Therapeutic mechanisms of a mindfulness-based treatment for IBS: effects on visceral sensitivity, catastrophizing, and affective processing of pain sensations.
Study Goal
The researchers aimed to determine whether mindfulness training (MT) could improve IBS symptoms by targeting affective pain processing and catastrophic appraisals of gastrointestinal sensations.
Results Summary
MT significantly improved IBS symptoms by reducing gut-focused anxiety and catastrophic appraisals of abdominal sensations while enhancing nonreactive awareness of interoceptive data with less emotional interference.

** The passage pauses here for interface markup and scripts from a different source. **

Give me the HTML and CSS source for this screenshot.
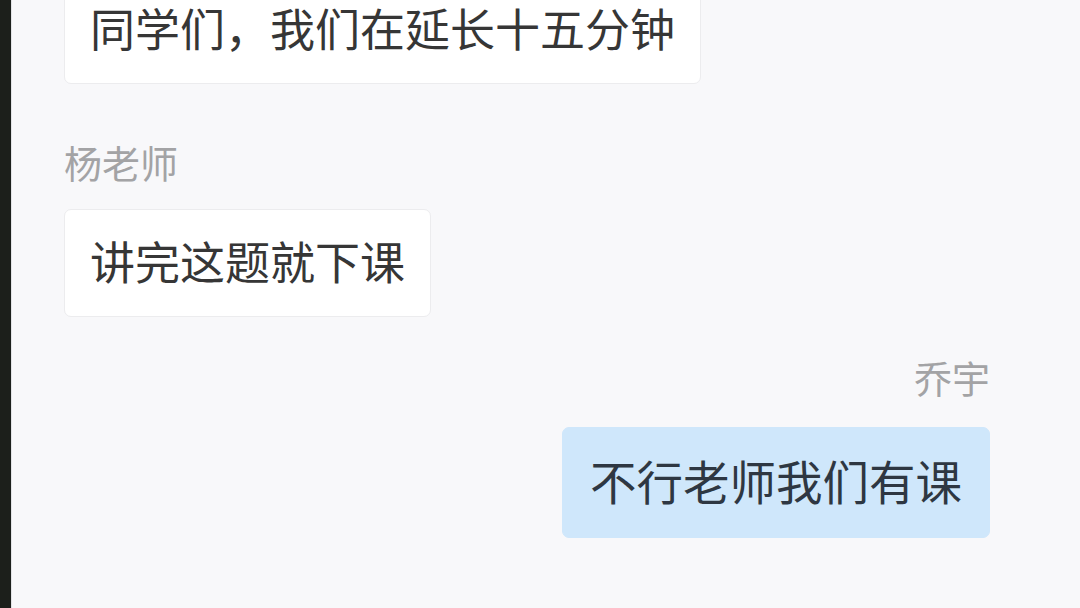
FILE: index.html
```html
<!DOCTYPE html>
<html lang="zh-CN">
<head>
    <meta charset="UTF-8">
    <meta name="viewport" content="width=device-width, initial-scale=1.0">
    <title>课堂群聊</title>
    <link rel="stylesheet" href="styles.css">
</head>
<body>
    <div class="app">
        <div class="sidebar"></div>
        <div class="chat">
            <div class="message-list">
                <!-- earlier message, scrolled partly out of view -->
                <div class="msg">
                    <div class="bubble">同学们，我们在延长十五分钟</div>
                </div>

                <div class="msg">
                    <div class="name">杨老师</div>
                    <div class="bubble">讲完这题就下课</div>
                </div>

                <div class="msg mine">
                    <div class="name">乔宇</div>
                    <div class="bubble">不行老师我们有课</div>
                </div>
            </div>
        </div>
    </div>
</body>
</html>
```

FILE: styles.css
```css
body {
    margin: 0;
    padding: 0;
    font-family: "Noto Sans CJK SC", "Noto Sans", sans-serif;
    background-color: #f8f8fa;
    overflow: hidden;
}
.app {
    display: flex;
    height: 608px;
}
.sidebar {
    width: 11px;
    background-color: #1c1f1b;
    border-right: 1px solid #e2e3e5;
}
.chat {
    flex: 1;
    padding: 0 90px 0 52px;
}
.message-list {
    display: flex;
    flex-direction: column;
    margin-top: -24px;
}
.msg {
    display: flex;
    flex-direction: column;
    align-items: flex-start;
}
.msg + .msg {
    margin-top: 49px;
}
.msg.mine {
    align-items: flex-end;
    margin-top: 31px;
}
.name {
    font-size: 38px;
    line-height: 57px;
    color: #a3a3a5;
    margin-bottom: 19px;
}
.msg.mine .name {
    margin-bottom: 22px;
}
.bubble {
    font-size: 45px;
    line-height: 50px;
    padding: 26px 25px 30px;
    color: #363636;
    background-color: #ffffff;
    border: 1px solid #ececee;
    border-radius: 7px;
}
.msg.mine .bubble {
    font-size: 46.5px;
    padding: 27px 27px 32px;
    color: #2e3742;
    background-color: #cfe7fb;
    border-color: #cfe7fb;
}
```
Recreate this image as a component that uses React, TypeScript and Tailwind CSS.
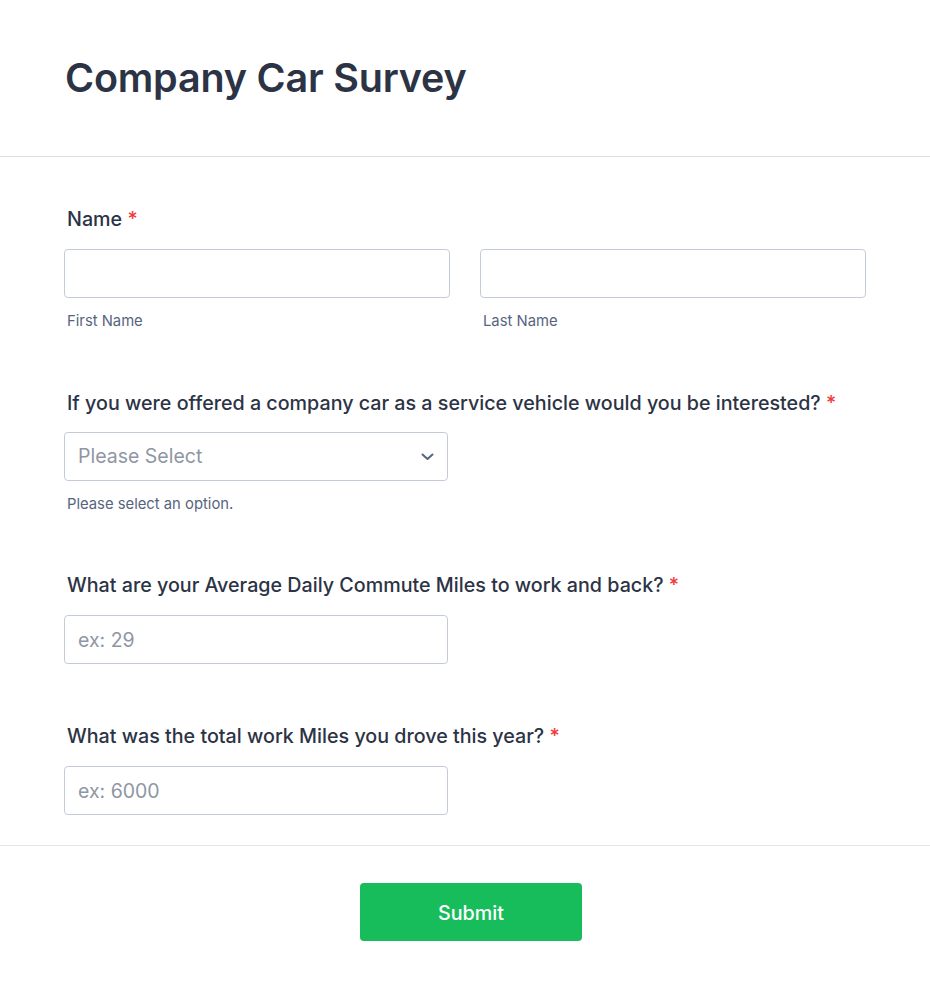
import React from "react";

const font = { fontFamily: "Inter, 'Noto Sans', sans-serif" };

function Label({ children }: { children: React.ReactNode }) {
  return (
    <div className="text-[19.7px] leading-[24px] font-medium text-[#2c3345] pl-[3px]">
      {children} <span className="text-[#f23a3c]">*</span>
    </div>
  );
}

function TextInput({ placeholder }: { placeholder?: string }) {
  return (
    <input
      type="text"
      placeholder={placeholder}
      className="w-full h-[49px] border border-[#c3cad8] rounded-[4px] px-[13px] text-[19.5px] text-[#2c3345] placeholder:text-[#8f96a3] outline-none bg-white"
      style={font}
    />
  );
}

export default function App() {
  return (
    <div className="w-full min-h-[992px] bg-white" style={font}>
      <div className="h-[157px] border-b border-[#dadde6] flex items-center px-[65px]">
        <h1 className="text-[39.5px] leading-[46px] font-semibold text-[#2c3345] tracking-[-0.2px]">
          Company Car Survey
        </h1>
      </div>

      <div className="px-[64px] pt-[50px]">
        <Label>Name</Label>
        <div className="flex gap-[30px] mt-[18px]">
          <div className="w-[386px]">
            <TextInput />
            <div className="mt-[13px] text-[14.8px] leading-[20px] text-[#57647e] pl-[3px]">First Name</div>
          </div>
          <div className="w-[386px]">
            <TextInput />
            <div className="mt-[13px] text-[14.8px] leading-[20px] text-[#57647e] pl-[3px]">Last Name</div>
          </div>
        </div>

        <div className="mt-[60px]">
          <Label>If you were offered a company car as a service vehicle would you be interested?</Label>
          <div className="mt-[17px] w-[384px] h-[49px] border border-[#c3cad8] rounded-[4px] flex items-center justify-between pl-[13px] pr-[13px]">
            <span className="text-[19.5px] text-[#8f96a3]">Please Select</span>
            <svg width="13" height="8" viewBox="0 0 13 8" fill="none">
              <path d="M1.5 1.5L6.5 6L11.5 1.5" stroke="#57647e" strokeWidth="2" strokeLinecap="round" strokeLinejoin="round" />
            </svg>
          </div>
          <div className="mt-[13px] text-[14.8px] leading-[20px] text-[#57647e] pl-[3px]">Please select an option.</div>
        </div>

        <div className="mt-[59px]">
          <Label>What are your Average Daily Commute Miles to work and back?</Label>
          <div className="mt-[18px] w-[384px]">
            <TextInput placeholder="ex: 29" />
          </div>
        </div>

        <div className="mt-[60px]">
          <Label>What was the total work Miles you drove this year?</Label>
          <div className="mt-[18px] w-[384px]">
            <TextInput placeholder="ex: 6000" />
          </div>
        </div>
      </div>

      <div className="mt-[30px] border-t border-[#e3e5ec] flex justify-center pl-[12px] pt-[37px] pb-[50px]">
        <button className="w-[222px] h-[58px] pt-[3px] rounded-[4px] bg-[#18bd5b] text-white text-[19.7px] font-medium" style={font}>
          Submit
        </button>
      </div>
    </div>
  );
}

The study suggests MT effectively targets underlying pathogenic mechanisms of IBS.
Population
75 female IBS patients
Effective Dosage
Not specified
Duration
8 weeks
Interactions
None mentioned
| Intervention | Direction | Endpoint | Population | Dosage | Impact | Claim # |
|---|---|---|---|---|---|---|
mindfulness training (MT) | decrease | IBS symptoms | female IBS patients | - | exerts significant therapeutic effects | #1 |
mindfulness training (MT) | decrease | gut-focused anxiety | female IBS patients | - | promotes nonreactivity | #2 |
mindfulness training (MT) | decrease | catastrophic appraisals of the significance of abdominal sensations | female IBS patients | - | promotes nonreactivity | #3 |
mindfulness training (MT) | increase | interoceptive data with less emotional interference | female IBS patients | - | refocusing of attention | #4 |
mindfulness training (MT) | decrease | underlying pathogenic mechanisms of IBS | female IBS patients | - | target and ameliorate | #5 |
Irritable bowel syndrome (IBS) is a prevalent functional disorder characterized by abdominal pain and hypervigilance to gastrointestinal sensations. We hypothesized that mindfulness training (MT), which promotes nonreactive awareness of emotional and sensory experience, may target underlying mechanisms of IBS including affective pain processing and catastrophic appraisals of gastrointestinal sensations. Seventy five female IBS patients were randomly assigned to participate in either 8 weeks of MT or a social support group. A theoretically grounded, multivariate path model tested therapeutic mediators of the effect of MT on IBS severity and quality of life. Results suggest that MT exerts significant therapeutic effects on IBS symptoms by promoting nonreactivity to gut-focused anxiety and catastrophic appraisals of the significance of abdominal sensations coupled with a refocusing of attention onto interoceptive data with less emotional interference. Hence, MT appears to target and ameliorate the underlying pathogenic mechanisms of IBS.